## WORKING DATA
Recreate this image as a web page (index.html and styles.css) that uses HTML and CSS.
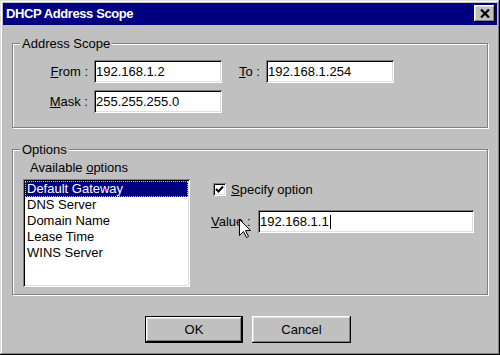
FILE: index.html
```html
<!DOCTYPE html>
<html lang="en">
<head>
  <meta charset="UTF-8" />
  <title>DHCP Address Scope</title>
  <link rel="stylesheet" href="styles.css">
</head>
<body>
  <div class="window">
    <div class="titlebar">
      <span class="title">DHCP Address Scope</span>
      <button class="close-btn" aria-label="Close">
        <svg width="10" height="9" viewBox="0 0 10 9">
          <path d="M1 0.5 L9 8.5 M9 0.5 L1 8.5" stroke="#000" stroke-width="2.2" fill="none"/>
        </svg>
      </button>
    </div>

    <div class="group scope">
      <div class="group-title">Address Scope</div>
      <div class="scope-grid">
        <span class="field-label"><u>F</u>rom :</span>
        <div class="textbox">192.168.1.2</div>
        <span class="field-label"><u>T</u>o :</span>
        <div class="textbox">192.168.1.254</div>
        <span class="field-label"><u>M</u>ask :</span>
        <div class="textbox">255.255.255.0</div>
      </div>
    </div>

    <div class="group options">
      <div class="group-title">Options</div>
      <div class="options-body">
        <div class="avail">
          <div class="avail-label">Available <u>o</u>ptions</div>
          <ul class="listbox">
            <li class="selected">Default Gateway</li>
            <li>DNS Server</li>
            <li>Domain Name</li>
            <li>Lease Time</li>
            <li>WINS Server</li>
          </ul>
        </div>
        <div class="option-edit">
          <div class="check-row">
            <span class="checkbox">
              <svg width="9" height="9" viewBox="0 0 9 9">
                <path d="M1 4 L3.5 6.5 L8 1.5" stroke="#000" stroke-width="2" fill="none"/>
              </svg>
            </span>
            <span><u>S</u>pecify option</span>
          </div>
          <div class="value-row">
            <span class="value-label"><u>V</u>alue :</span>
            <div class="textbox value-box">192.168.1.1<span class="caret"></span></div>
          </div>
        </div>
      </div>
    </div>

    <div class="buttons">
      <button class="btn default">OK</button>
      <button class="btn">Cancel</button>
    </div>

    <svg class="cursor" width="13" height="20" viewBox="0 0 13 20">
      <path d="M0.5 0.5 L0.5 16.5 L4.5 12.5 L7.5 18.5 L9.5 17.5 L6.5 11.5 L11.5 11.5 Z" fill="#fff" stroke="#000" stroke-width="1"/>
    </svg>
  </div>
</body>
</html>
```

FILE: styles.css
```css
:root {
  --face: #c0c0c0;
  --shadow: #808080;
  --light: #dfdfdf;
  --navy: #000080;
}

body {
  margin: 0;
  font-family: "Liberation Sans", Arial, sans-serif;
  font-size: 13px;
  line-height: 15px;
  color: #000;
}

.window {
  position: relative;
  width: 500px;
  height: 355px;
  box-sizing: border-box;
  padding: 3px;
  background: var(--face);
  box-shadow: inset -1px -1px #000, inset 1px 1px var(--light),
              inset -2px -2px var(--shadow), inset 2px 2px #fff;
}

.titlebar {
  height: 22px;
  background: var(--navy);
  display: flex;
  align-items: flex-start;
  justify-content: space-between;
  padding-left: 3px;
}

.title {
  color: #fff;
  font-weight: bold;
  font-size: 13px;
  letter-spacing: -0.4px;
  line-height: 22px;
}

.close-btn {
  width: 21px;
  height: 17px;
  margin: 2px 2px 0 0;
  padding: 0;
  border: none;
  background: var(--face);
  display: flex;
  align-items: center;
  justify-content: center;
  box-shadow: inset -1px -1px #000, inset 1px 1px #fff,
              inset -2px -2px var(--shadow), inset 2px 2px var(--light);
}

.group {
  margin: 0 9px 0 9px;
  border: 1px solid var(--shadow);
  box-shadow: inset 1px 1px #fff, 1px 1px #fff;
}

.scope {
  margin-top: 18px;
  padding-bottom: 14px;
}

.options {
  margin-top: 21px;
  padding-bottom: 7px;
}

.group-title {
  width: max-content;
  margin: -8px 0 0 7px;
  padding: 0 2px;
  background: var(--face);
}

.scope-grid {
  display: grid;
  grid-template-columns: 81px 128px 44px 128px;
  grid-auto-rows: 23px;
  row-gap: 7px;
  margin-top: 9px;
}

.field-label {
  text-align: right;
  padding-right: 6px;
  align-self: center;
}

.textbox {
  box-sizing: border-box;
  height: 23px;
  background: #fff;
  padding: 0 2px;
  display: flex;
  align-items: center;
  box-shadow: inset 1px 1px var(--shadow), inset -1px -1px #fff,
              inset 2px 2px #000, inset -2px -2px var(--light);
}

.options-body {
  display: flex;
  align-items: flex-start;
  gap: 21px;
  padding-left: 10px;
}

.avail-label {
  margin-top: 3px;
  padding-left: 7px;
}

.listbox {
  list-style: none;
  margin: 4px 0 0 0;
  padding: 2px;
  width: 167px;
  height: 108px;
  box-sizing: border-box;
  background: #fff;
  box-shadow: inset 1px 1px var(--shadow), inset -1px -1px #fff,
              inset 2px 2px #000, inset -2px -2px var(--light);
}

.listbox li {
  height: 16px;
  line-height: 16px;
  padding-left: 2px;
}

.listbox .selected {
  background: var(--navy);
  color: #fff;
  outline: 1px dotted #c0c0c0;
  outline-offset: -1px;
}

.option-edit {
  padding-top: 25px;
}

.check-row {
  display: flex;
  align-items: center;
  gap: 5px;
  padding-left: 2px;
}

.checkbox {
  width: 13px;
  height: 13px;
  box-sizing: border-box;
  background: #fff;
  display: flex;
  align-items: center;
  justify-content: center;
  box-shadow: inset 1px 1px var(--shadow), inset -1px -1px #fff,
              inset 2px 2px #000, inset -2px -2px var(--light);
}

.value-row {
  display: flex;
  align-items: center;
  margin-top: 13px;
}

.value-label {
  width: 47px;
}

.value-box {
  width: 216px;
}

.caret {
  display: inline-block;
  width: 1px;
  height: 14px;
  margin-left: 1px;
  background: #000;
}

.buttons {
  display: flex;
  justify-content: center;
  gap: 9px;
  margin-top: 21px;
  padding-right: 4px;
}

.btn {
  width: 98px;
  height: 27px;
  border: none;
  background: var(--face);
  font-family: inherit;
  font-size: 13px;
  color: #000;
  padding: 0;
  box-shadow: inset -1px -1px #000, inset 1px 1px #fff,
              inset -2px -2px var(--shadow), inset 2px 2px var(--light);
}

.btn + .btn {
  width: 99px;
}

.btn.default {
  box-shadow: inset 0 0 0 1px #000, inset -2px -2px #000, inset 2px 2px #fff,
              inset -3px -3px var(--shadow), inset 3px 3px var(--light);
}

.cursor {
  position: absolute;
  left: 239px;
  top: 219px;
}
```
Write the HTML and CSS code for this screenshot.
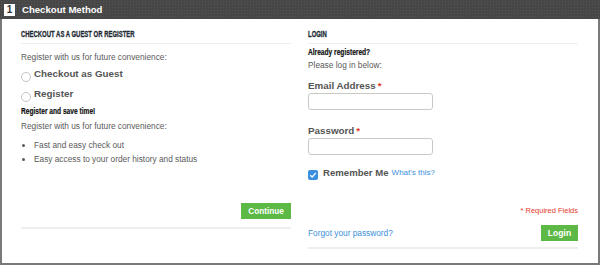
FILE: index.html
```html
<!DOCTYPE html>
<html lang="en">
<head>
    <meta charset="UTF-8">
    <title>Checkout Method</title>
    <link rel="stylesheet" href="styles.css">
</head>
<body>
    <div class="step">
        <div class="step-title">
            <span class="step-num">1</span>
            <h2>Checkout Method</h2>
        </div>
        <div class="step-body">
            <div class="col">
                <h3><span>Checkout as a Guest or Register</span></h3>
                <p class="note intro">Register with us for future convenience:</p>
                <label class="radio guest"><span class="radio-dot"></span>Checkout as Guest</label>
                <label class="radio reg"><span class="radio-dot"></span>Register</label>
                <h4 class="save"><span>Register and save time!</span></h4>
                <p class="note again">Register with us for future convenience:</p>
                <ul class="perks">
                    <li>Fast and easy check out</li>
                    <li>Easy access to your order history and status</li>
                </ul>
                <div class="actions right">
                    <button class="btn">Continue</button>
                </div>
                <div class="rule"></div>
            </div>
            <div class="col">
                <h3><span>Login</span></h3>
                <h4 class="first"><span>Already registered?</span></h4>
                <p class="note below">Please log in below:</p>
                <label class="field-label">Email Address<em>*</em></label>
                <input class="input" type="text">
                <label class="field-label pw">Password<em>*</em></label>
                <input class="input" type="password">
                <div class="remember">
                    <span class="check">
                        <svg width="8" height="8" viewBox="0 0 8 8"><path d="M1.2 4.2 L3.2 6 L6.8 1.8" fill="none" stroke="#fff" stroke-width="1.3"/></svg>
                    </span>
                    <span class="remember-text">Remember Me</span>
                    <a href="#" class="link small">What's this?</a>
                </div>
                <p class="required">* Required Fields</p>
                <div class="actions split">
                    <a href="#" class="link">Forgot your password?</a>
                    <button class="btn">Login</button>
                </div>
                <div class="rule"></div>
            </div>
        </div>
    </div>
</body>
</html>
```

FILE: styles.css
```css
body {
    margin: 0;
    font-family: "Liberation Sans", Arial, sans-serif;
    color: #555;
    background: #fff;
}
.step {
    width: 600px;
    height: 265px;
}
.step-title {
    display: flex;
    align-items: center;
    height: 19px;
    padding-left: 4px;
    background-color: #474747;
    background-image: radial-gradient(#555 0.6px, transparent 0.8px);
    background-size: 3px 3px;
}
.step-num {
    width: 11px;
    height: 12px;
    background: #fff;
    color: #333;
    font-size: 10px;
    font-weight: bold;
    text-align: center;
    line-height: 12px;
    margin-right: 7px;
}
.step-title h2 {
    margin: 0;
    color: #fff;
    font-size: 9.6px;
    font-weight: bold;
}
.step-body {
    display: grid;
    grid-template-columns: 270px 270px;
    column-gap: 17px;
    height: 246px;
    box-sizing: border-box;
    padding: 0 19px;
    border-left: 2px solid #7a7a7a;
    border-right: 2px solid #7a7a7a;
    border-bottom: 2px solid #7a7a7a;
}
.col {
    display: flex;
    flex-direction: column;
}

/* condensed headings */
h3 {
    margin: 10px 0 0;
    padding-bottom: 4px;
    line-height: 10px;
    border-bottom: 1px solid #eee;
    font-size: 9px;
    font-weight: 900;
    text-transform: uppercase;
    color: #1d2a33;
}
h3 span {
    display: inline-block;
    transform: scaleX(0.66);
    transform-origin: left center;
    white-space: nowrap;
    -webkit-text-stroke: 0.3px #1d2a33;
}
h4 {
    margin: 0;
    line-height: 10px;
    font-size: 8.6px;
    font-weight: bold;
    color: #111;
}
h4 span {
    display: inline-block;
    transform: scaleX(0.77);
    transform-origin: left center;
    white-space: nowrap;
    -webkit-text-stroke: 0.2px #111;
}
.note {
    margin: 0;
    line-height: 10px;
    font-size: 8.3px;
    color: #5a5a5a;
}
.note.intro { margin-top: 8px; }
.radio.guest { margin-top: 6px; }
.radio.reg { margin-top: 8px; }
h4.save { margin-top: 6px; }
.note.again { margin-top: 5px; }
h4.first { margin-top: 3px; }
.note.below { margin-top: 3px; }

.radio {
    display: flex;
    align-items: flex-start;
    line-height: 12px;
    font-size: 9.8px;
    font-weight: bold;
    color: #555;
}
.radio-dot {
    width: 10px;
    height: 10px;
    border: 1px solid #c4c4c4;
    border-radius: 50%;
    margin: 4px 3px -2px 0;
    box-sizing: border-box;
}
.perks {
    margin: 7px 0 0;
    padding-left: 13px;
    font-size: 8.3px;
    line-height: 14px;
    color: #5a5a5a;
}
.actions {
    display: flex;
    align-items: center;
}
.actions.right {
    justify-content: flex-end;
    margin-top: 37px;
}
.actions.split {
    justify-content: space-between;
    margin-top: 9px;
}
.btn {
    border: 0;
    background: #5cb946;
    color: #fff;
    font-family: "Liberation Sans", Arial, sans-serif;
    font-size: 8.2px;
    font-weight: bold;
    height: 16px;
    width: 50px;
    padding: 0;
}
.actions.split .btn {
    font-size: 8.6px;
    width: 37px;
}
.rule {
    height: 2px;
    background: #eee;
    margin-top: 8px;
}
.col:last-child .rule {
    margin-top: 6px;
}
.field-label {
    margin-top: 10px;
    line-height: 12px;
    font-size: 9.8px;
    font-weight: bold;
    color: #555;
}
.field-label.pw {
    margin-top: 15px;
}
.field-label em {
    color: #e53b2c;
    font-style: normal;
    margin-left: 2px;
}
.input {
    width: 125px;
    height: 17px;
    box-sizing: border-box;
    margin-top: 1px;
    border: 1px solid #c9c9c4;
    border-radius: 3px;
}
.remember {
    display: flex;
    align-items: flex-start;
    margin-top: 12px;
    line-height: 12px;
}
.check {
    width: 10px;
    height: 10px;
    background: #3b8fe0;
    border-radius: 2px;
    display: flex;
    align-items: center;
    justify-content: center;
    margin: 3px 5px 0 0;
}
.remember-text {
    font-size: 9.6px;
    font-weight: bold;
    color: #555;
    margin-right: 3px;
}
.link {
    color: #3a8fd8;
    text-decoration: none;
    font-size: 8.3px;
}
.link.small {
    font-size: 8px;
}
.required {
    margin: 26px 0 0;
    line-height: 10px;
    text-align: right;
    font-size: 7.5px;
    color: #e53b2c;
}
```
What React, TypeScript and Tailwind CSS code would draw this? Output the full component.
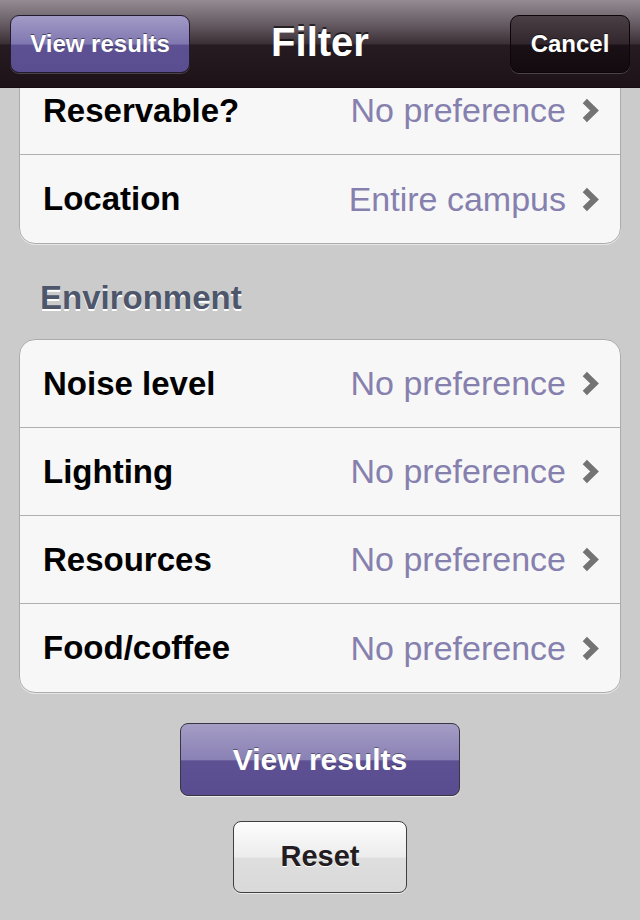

## DIRECTION
Find all lines holding the string "image" and copy them.

## REPLY TO THE EXERCISE
Recreate this image as a web page (index.html and styles.css) that uses HTML and CSS.
    background-image: radial-gradient(#555 0.6px, transparent 0.8px);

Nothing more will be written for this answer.